Wydawało się, że syn Zenka Martyniuka wchodzi na właściwą drogę. W Wielkanoc odbyły się chrzciny jego córeczki, Laury. Wydarzenie to miało być ostatecznym pojednaniem rodziny, a Daniel deklarował, że chce jak najszybciej wrócić do żony i córki.
Wygląda jednak na to, że ślub niewiele zmienił w życiu 30-latka. Ewelina i Laura nadal pozostają u teściów Daniela, a on sam wrócił do Białegostoku i korzysta z życia: kupił rower i zrobił sobie tatuaż.

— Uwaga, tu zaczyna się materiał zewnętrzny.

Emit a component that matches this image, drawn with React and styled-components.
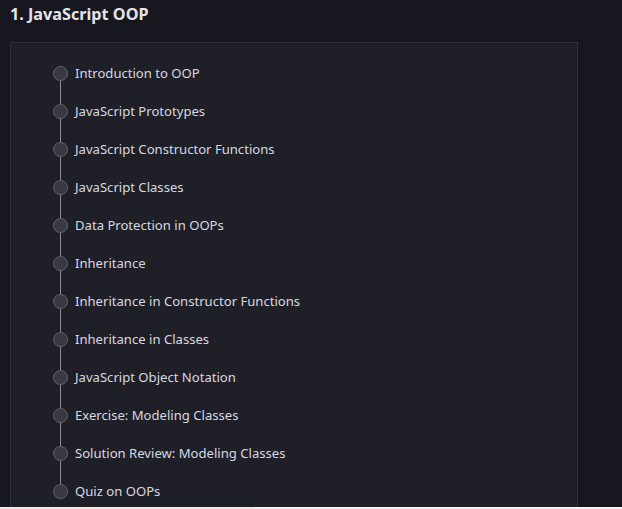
import React from 'react';
import styled, { createGlobalStyle } from 'styled-components';

const GlobalStyle = createGlobalStyle`
  html, body {
    margin: 0;
    padding: 0;
    background: #17171f;
  }
  body {
    font-family: "Noto Sans", "Open Sans", sans-serif;
    height: 509px;
    overflow: hidden;
  }
`;

const Page = styled.div`
  height: 509px;
  display: flex;
  flex-direction: column;
  background: #17171f;
`;

const Content = styled.div`
  flex: 1;
  padding: 4px 44px 0 10px;
  overflow: hidden;
`;

const Title = styled.h2`
  margin: 0;
  font-size: 16.2px;
  font-weight: 700;
  color: #e4e4ea;
  line-height: 20px;
`;

const Panel = styled.div`
  margin-top: 18px;
  background: #1f1f28;
  border: 1px solid #2f2f3d;
  border-bottom: none;
  padding: 11px 0 0 42px;
  height: 100%;
`;

const List = styled.ul`
  list-style: none;
  margin: 0;
  padding: 0;
`;

const Row = styled.li`
  position: relative;
  height: 38px;
  display: flex;
  align-items: center;
  gap: 7px;

  &:not(:last-child)::after {
    content: '';
    position: absolute;
    left: 7px;
    top: 19px;
    width: 1px;
    height: 38px;
    background: #8c8c94;
  }
`;

const Dot = styled.span`
  position: relative;
  z-index: 1;
  box-sizing: border-box;
  width: 15px;
  height: 15px;
  border-radius: 50%;
  background: #393942;
  border: 1px solid #62626c;
  flex: none;
`;

const Label = styled.span`
  font-size: 13.1px;
  color: #d6d8e0;
`;

const Strip = styled.div`
  height: 2px;
  background: linear-gradient(90deg, #f3ecd8 0 41%, #f4f4f4 41% 100%);
`;

const lessons = [
  'Introduction to OOP',
  'JavaScript Prototypes',
  'JavaScript Constructor Functions',
  'JavaScript Classes',
  'Data Protection in OOPs',
  'Inheritance',
  'Inheritance in Constructor Functions',
  'Inheritance in Classes',
  'JavaScript Object Notation',
  'Exercise: Modeling Classes',
  'Solution Review: Modeling Classes',
  'Quiz on OOPs',
];

export default function App() {
  return (
    <Page>
      <GlobalStyle />
      <Content>
        <Title>1. JavaScript OOP</Title>
        <Panel>
          <List>
            {lessons.map((l) => (
              <Row key={l}>
                <Dot />
                <Label>{l}</Label>
              </Row>
            ))}
          </List>
        </Panel>
      </Content>
      <Strip />
    </Page>
  );
}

– Jestem szczęśliwy naprawdę. Laura jest tak cudownym, grzecznym dzieckiem, że nie wyobrażam sobie chyba lepszego. Jest po prostu naprawdę cudowna. W nocy budzi się tylko raz i je. Podczas karmienia od razu zasypia. Normalnie tęsknię do niej i chcę jak najszybciej znaleźć się z nią razem i z Eweliną najlepiej – deklarował Daniel tuż po powrocie z chrzcin Laury.
Na razie jednak syn gwiazdora disco polo skupił się na realizacji swoich zachcianek. Kupił nowy rower za „jedyne 5 tys. zł” i jeździ nim po podlaskich szlakach. Jest to nawet zrozumiałe, po tym jak stracił prawo jazdy.
Syn Zenka Martyniuka pochwalił się też nowym tatuażem. Swoją rękę przyozdobił azteckimi wzorami.